START Information shown

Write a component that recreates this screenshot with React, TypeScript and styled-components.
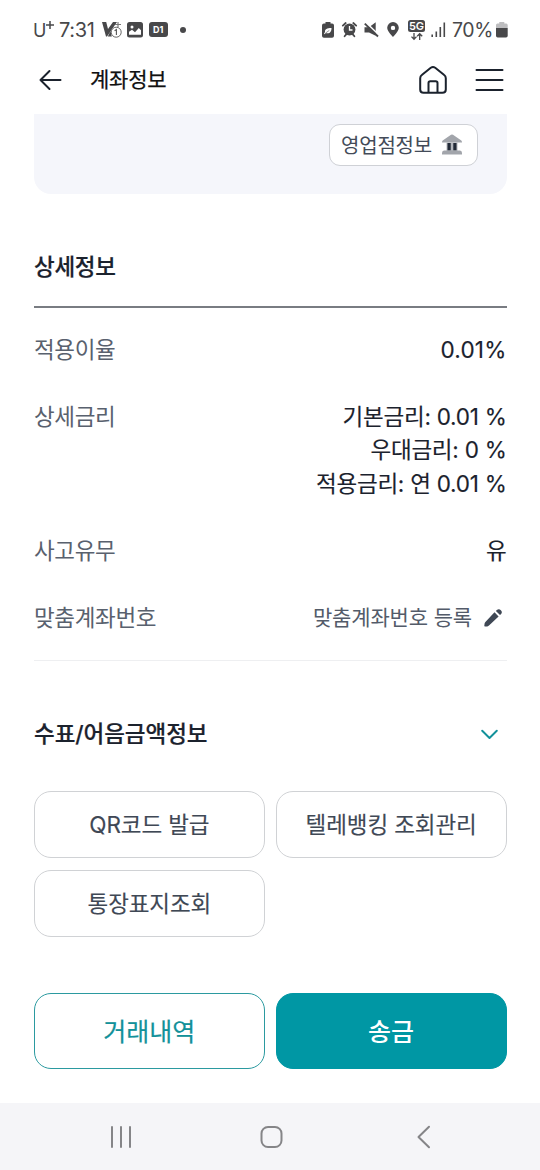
import React from 'react';
import styled, { createGlobalStyle } from 'styled-components';

const Global = createGlobalStyle`
  *, *::before, *::after { box-sizing: border-box; }
  body {
    margin: 0;
    background: #fff;
    font-family: Inter, 'Noto Sans CJK KR', sans-serif;
    color: #1c2430;
  }
  button { font-family: inherit; background: none; border: 0; padding: 0; margin: 0; }
  svg { display: block; flex: none; overflow: visible; }
`;

const Screen = styled.div`
  display: flex;
  flex-direction: column;
  width: 540px;
  height: 1170px;
  overflow: hidden;
`;

const StatusBar = styled.div`
  display: flex;
  justify-content: space-between;
  align-items: center;
  height: 59px;
  padding: 0 32px 0 33px;
  color: #48484a;
`;

const StatusGroup = styled.div`
  display: flex;
  align-items: center;
`;

const Slot = styled.span<{ $gap?: number }>`
  display: flex;
  margin-left: ${(p) => p.$gap ?? 0}px;
`;

const StatusText = styled.span<{ $width: number; $gap?: number; $spacing?: number; $size?: number }>`
  width: ${(p) => p.$width}px;
  margin-left: ${(p) => p.$gap ?? 0}px;
  font-size: ${(p) => p.$size ?? 19.5}px;
  line-height: 24px;
  letter-spacing: ${(p) => p.$spacing ?? 0}px;
  white-space: nowrap;
`;

const Carrier = styled.span`
  display: flex;
  align-items: flex-start;
  width: 26px;
  height: 24px;
  font-size: 18px;
  line-height: 25px;
`;

const CarrierMark = styled.span`
  display: flex;
  padding-top: 3px;
`;

const CarrierPlus = () => (
  <svg width="8" height="8" viewBox="0 0 8 8" stroke="#48484a" strokeWidth="1.500">
    <path d="M4 0v8M0 4h8" />
  </svg>
);

const Header = styled.header`
  display: flex;
  align-items: center;
  height: 55px;
  padding: 0 36.5px 14px 39px;
`;

const HeaderTitle = styled.h1`
  flex: 1;
  margin: 0 0 0 28px;
  font-size: 21px;
  font-weight: 400;
  -webkit-text-stroke: 0.25px currentColor;
  line-height: 40px;
  letter-spacing: -0.2px;
  color: #111;
`;

const IconButton = styled.button<{ $gap?: number }>`
  display: flex;
  margin-left: ${(p) => p.$gap ?? 0}px;
`;

const Content = styled.main`
  flex: 1;
  padding: 0 33.5px 0 34px;
`;

const Panel = styled.div`
  display: flex;
  justify-content: flex-end;
  align-items: flex-start;
  height: 80px;
  padding: 10px 28.5px 0 0;
  background: #f5f6fb;
  border-radius: 0 0 17px 17px;
`;

const BranchButton = styled.button`
  display: flex;
  align-items: center;
  justify-content: space-between;
  width: 149px;
  height: 42px;
  padding: 0 15px 2px 11px;
  border: 1px solid #cfd1d6;
  border-radius: 11px;
  background: #fff;
  font-size: 20px;
  letter-spacing: -0.2px;
  color: #434b58;
`;

const SectionTitle = styled.h2<{ $spacing?: number }>`
  margin: 0;
  font-size: 22.5px;
  font-weight: 500;
  -webkit-text-stroke: 0.2px currentColor;
  line-height: 40px;
  letter-spacing: ${(p) => p.$spacing ?? -0.3}px;
  color: #1b222d;
`;

const DetailHead = styled.div`
  height: 114px;
  padding-top: 53px;
  border-bottom: 2px solid #797c82;
`;

const Row = styled.div`
  display: flex;
  justify-content: space-between;
  align-items: flex-start;
  margin-bottom: 34px;
`;

const Rows = styled.div`
  display: flex;
  flex-direction: column;
  height: 353px;
  padding-top: 24.500px;
  border-bottom: 1px solid #eeeff1;
`;

const Label = styled.span`
  font-size: 22.5px;
  line-height: 33.5px;
  letter-spacing: -0.35px;
  color: #59616e;
`;

const Values = styled.div`
  display: flex;
  flex-direction: column;
  align-items: flex-end;
`;

const Value = styled.span<{ $spacing?: number }>`
  font-size: 22.5px;
  font-weight: 400;
  -webkit-text-stroke: 0.15px currentColor;
  line-height: 33.3px;
  letter-spacing: ${(p) => p.$spacing ?? -0.25}px;
  white-space: nowrap;
  color: #1b222d;
`;

const EditLink = styled.button`
  display: flex;
  align-items: center;
  gap: 11.500px;
  padding-right: 5px;
  font-size: 21px;
  line-height: 33.5px;
  letter-spacing: -0.15px;
  color: #535b69;
`;

const CheckHead = styled.div`
  display: flex;
  justify-content: space-between;
  align-items: center;
  padding: 53px 9px 0 0;
`;

const ButtonGrid = styled.div<{ $top: number }>`
  display: grid;
  grid-template-columns: 1fr 1fr;
  gap: 12px 11px;
  margin-top: ${(p) => p.$top}px;
`;

const OptionButton = styled.button`
  height: 67px;
  padding-bottom: 4px;
  border: 1px solid #d0d2d5;
  border-radius: 17px;
  font-size: 22.5px;
  font-weight: 400;
  -webkit-text-stroke: 0.15px currentColor;
  letter-spacing: -0.1px;
  color: #3f4855;
`;

const ActionButton = styled.button<{ $primary?: boolean }>`
  height: 76px;
  padding-bottom: 3px;
  border: 1px solid ${(p) => (p.$primary ? '#0097a4' : '#2b9aa0')};
  border-radius: 17px;
  background: ${(p) => (p.$primary ? '#0097a4' : '#fff')};
  font-size: 25px;
  font-weight: ${(p) => (p.$primary ? 500 : 400)};
  -webkit-text-stroke: ${(p) => (p.$primary ? 0 : 0.2)}px currentColor;
  letter-spacing: 0;
  color: ${(p) => (p.$primary ? '#fff' : '#12919a')};
`;

const NavBar = styled.nav`
  display: flex;
  justify-content: space-between;
  align-items: center;
  height: 67px;
  padding: 0 109.5px 0 110px;
  background: #f5f5f8;
`;

const NavKey = styled.button<{ $width: number }>`
  display: flex;
  justify-content: flex-end;
  width: ${(p) => p.$width}px;
`;

const ink = '#48484a';

const VaccineIcon = () => (
  <svg width="20" height="16" viewBox="0 0 20 16">
    <path d="M0 0h4.200l1.800 7L11 0h4L5 14.500H4z" fill={ink} />
    <path d="M8.500 9L5.800 14.500h4z" fill={ink} />
    <path d="M16 0v5M13 2.500h6" stroke="#777" strokeWidth="1.200" />
    <circle cx="14.200" cy="10.200" r="5" fill="#fff" stroke="#666" />
    <path d="M12.600 8.800l1.800-1.300v5.400" fill="none" stroke="#555" strokeWidth="1.100" />
  </svg>
);

const PictureIcon = () => (
  <svg width="16" height="16" viewBox="0 0 16 16">
    <rect width="16" height="15.500" rx="2.500" fill={ink} />
    <circle cx="5" cy="5" r="1.500" fill="#fff" />
    <path d="M2 12.800V9.800l3-2.100 3 2.500 3.800-4.300L14 8.200v4.600z" fill="#fff" />
  </svg>
);

const DayBadge = styled.span`
  width: 19.5px;
  height: 15px;
  margin-left: 5.5px;
  border-radius: 3px;
  background: ${ink};
  color: #fff;
  font-size: 9px;
  font-weight: 700;
  line-height: 15px;
  text-align: center;
`;

const Dot = styled.span`
  width: 6px;
  height: 6px;
  margin-left: 11.5px;
  border-radius: 50%;
  background: ${ink};
`;

const EcoBattery = () => (
  <svg width="12" height="16" viewBox="0 0 12 16">
    <path d="M3.500 0h5v1.500h1.600A1.900 1.900 0 0 1 12 3.400v10.500A1.900 1.900 0 0 1 10.100 15.700H1.900A1.900 1.900 0 0 1 0 13.900V3.400A1.900 1.900 0 0 1 1.900 1.500H3.500z" fill={ink} />
    <path d="M9.500 6C5 6 2.600 7.200 3 10L2 11.800l.8.5.9-1.200C8 12 9.500 9.800 9.500 6z" fill="#fff" />
    <path d="M3.600 11L7.300 8.400" stroke={ink} strokeWidth=".6" />
  </svg>
);

const AlarmIcon = () => (
  <svg width="15" height="15" viewBox="0 0 15 15">
    <circle cx="7.500" cy="7.500" r="5.900" fill={ink} />
    <path d="M.8 3.600L3.700 1M14.200 3.600L11.300 1M2.600 14.300l1.800-2.200M12.400 14.300l-1.800-2.200" stroke={ink} strokeWidth="1.800" strokeLinecap="round" />
    <path d="M7.500 4v4h3" fill="none" stroke="#fff" strokeWidth="1.300" />
  </svg>
);

const MuteIcon = () => (
  <svg width="16" height="16" viewBox="0 0 16 16">
    <path d="M.5 5.200h4.500L11.700.3v13.500L5 10.500H.5z" fill={ink} />
    <path d="M1.500 .2L15.500 13.500" stroke="#fff" strokeWidth="1.600" />
    <path d="M.8 1.600L14 14.500" stroke={ink} strokeWidth="1.900" />
  </svg>
);

const PinIcon = () => (
  <svg width="12" height="15" viewBox="0 0 12 15">
    <path fillRule="evenodd" d="M6 0a5.800 5.800 0 0 1 5.800 5.800C11.800 9.600 6 15 6 15S.2 9.600.2 5.800A5.800 5.800 0 0 1 6 0zm0 3.700a2.200 2.200 0 1 0 0 4.400 2.200 2.200 0 0 0 0-4.400z" fill={ink} />
  </svg>
);

const NetworkStack = styled.span`
  display: flex;
  flex-direction: column;
  align-items: center;
  gap: 1px;
  height: 20px;
  margin: 0 0 0 9px;
  width: 17px;
`;

const NetworkLabel = styled.span`
  width: 17px;
  height: 12px;
  border-radius: 2.5px;
  background: ${ink};
  color: #fff;
  font-size: 11px;
  font-weight: 600;
  line-height: 12px;
  text-align: center;
`;

const DataArrows = () => (
  <svg width="12" height="7" viewBox="0 0 12 7">
    <path d="M3 0v6M.5 3.600L3 6.200l2.500-2.600M8.700 7V.8M6.200 3.300L8.700.7l2.500 2.600" fill="none" stroke={ink} strokeWidth="1.300" />
  </svg>
);

const SignalIcon = () => (
  <svg width="15" height="15" viewBox="0 0 15 15">
    <path d="M1.200 12.500V15M5.300 9.500V15M9.300 5V15M13.300.5V15" stroke={ink} strokeWidth="1.600" />
  </svg>
);

const BatteryIcon = () => (
  <svg width="12" height="16" viewBox="0 0 12 16">
    <path d="M3.300 0h5v1.600h2A1.500 1.500 0 0 1 11.700 3v3H0V3a1.500 1.500 0 0 1 1.400-1.400h1.900z" fill="#bdbdbf" />
    <path d="M0 6h11.700v7.800a1.700 1.700 0 0 1-1.700 1.700H1.700A1.700 1.700 0 0 1 0 13.800z" fill={ink} />
  </svg>
);

const BackArrow = () => (
  <svg width="23" height="20" viewBox="0 0 23 20" fill="none" stroke="#1b222d" strokeWidth="2" strokeLinecap="round" strokeLinejoin="round">
    <path d="M10.500 1L1.500 10l9 9M1.500 10H21.500" />
  </svg>
);

const HomeIcon = () => (
  <svg width="28" height="28" viewBox="0 0 28 28" fill="none" stroke="#1b222d" strokeWidth="2" strokeLinejoin="round">
    <path d="M1.200 12.200c0-1.500.4-2.300 1.600-3.200l9-7.200c1.500-1.100 2.900-1.100 4.400 0l9 7.200c1.200.9 1.600 1.700 1.600 3.200V23.500c0 2.300-1.100 3.300-3.400 3.300H4.600c-2.300 0-3.400-1-3.400-3.300z" />
    <path d="M9.500 26.500V17c0-1.200.6-1.800 1.800-1.800h5.400c1.200 0 1.800.6 1.800 1.800v9.500" />
  </svg>
);

const MenuIcon = () => (
  <svg width="28" height="24" viewBox="0 0 28 24" stroke="#1b222d" strokeWidth="2" strokeLinecap="round">
    <path d="M.5 2h26M.5 12h26M.5 22h26" />
  </svg>
);

const BankIcon = () => (
  <svg width="20" height="21" viewBox="0 0 20 21">
    <path d="M9 .8q1-.7 2 0l8.300 5.600q.7.600.7 2.100H0q0-1.500.7-2.100z" fill="#a2a5ab" />
    <path d="M4.500 8.500h11v8.500h-11z" fill="#b4b7bd" />
    <path d="M5.500 9h3.200v7.500H5.500zM11.300 9h3.200v7.500h-3.200z" fill="#222a37" />
    <path d="M2 16.500h16q2 0 2 2.500v1.500H0V19q0-2.500 2-2.500z" fill="#a2a5ab" />
  </svg>
);

const PencilIcon = () => (
  <svg width="18" height="18" viewBox="0 0 18 18" fill="#3f4855">
    <path d="M10.500 3.300l4.100 4.100L5 16.600c-.5.500-1 .7-1.700.8L1 17.600c-.5 0-.8-.3-.7-.8l.3-2.300c.1-.6.400-1.100.8-1.500z" />
    <path d="M11.900 2l.9-.9a2.900 2.900 0 0 1 4.100 4.100l-.9.9z" />
  </svg>
);

const ChevronDown = () => (
  <svg width="17" height="10" viewBox="0 0 17 10" fill="none" stroke="#12919a" strokeWidth="2" strokeLinecap="round" strokeLinejoin="round">
    <path d="M1.200 1.800L8.500 9l7.300-7.200" />
  </svg>
);

const RecentsIcon = () => (
  <svg width="22" height="22" viewBox="0 0 22 22" stroke="#858588" strokeWidth="2" strokeLinecap="round">
    <path d="M2 1v20M11 1v20M20 1v20" />
  </svg>
);

const HomeKeyIcon = () => (
  <svg width="24" height="24" viewBox="0 0 24 24" fill="none" stroke="#858588" strokeWidth="2">
    <rect x="2.500" y="2" width="20" height="20" rx="6.500" />
  </svg>
);

const BackKeyIcon = () => (
  <svg width="14" height="22" viewBox="0 0 14 22" fill="none" stroke="#858588" strokeWidth="2" strokeLinecap="round" strokeLinejoin="round">
    <path d="M12 .8L1.500 11l10.500 10.200" />
  </svg>
);

export default function App() {
  return (
    <Screen>
      <Global />
      <StatusBar>
        <StatusGroup>
          <Carrier>U<CarrierMark><CarrierPlus /></CarrierMark></Carrier>
          <StatusText $width={38} $spacing={-0.3} $size={20}>7:31</StatusText>
          <Slot $gap={5}><VaccineIcon /></Slot>
          <Slot $gap={5}><PictureIcon /></Slot>
          <DayBadge>D1</DayBadge>
          <Dot />
        </StatusGroup>
        <StatusGroup>
          <EcoBattery />
          <Slot $gap={8}><AlarmIcon /></Slot>
          <Slot $gap={7}><MuteIcon /></Slot>
          <Slot $gap={7}><PinIcon /></Slot>
          <NetworkStack>
            <NetworkLabel>5G</NetworkLabel>
            <DataArrows />
          </NetworkStack>
          <Slot $gap={6}><SignalIcon /></Slot>
          <StatusText $width={41} $gap={6} $spacing={-0.4}>70%</StatusText>
          <Slot $gap={3}><BatteryIcon /></Slot>
        </StatusGroup>
      </StatusBar>
      <Header>
        <IconButton aria-label="뒤로"><BackArrow /></IconButton>
        <HeaderTitle>계좌정보</HeaderTitle>
        <IconButton aria-label="홈"><HomeIcon /></IconButton>
        <IconButton aria-label="메뉴" $gap={28.5}><MenuIcon /></IconButton>
      </Header>
      <Content>
        <Panel>
          <BranchButton>영업점정보<BankIcon /></BranchButton>
        </Panel>
        <DetailHead>
          <SectionTitle>상세정보</SectionTitle>
        </DetailHead>
        <Rows>
          <Row>
            <Label>적용이율</Label>
            <Value $spacing={0.2}>0.01%</Value>
          </Row>
          <Row>
            <Label>상세금리</Label>
            <Values>
              <Value>기본금리: 0.01 %</Value>
              <Value>우대금리: 0 %</Value>
              <Value>적용금리: 연 0.01 %</Value>
            </Values>
          </Row>
          <Row>
            <Label>사고유무</Label>
            <Value>유</Value>
          </Row>
          <Row>
            <Label>맞춤계좌번호</Label>
            <EditLink>맞춤계좌번호 등록<PencilIcon /></EditLink>
          </Row>
        </Rows>
        <CheckHead>
          <SectionTitle $spacing={-0.05}>수표/어음금액정보</SectionTitle>
          <ChevronDown />
        </CheckHead>
        <ButtonGrid $top={37}>
          <OptionButton>QR코드 발급</OptionButton>
          <OptionButton>텔레뱅킹 조회관리</OptionButton>
          <OptionButton>통장표지조회</OptionButton>
        </ButtonGrid>
        <ButtonGrid $top={56}>
          <ActionButton>거래내역</ActionButton>
          <ActionButton $primary>송금</ActionButton>
        </ButtonGrid>
      </Content>
      <NavBar>
        <NavKey aria-label="최근 앱" $width={22}><RecentsIcon /></NavKey>
        <NavKey aria-label="홈 화면" $width={24}><HomeKeyIcon /></NavKey>
        <NavKey aria-label="이전" $width={20}><BackKeyIcon /></NavKey>
      </NavBar>
    </Screen>
  );
}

END Information shown

To do: Pick each line holding the word "components" out of the listing.

Exercise output:
Write a component that recreates this screenshot with React, TypeScript and styled-components.
import styled, { createGlobalStyle } from 'styled-components';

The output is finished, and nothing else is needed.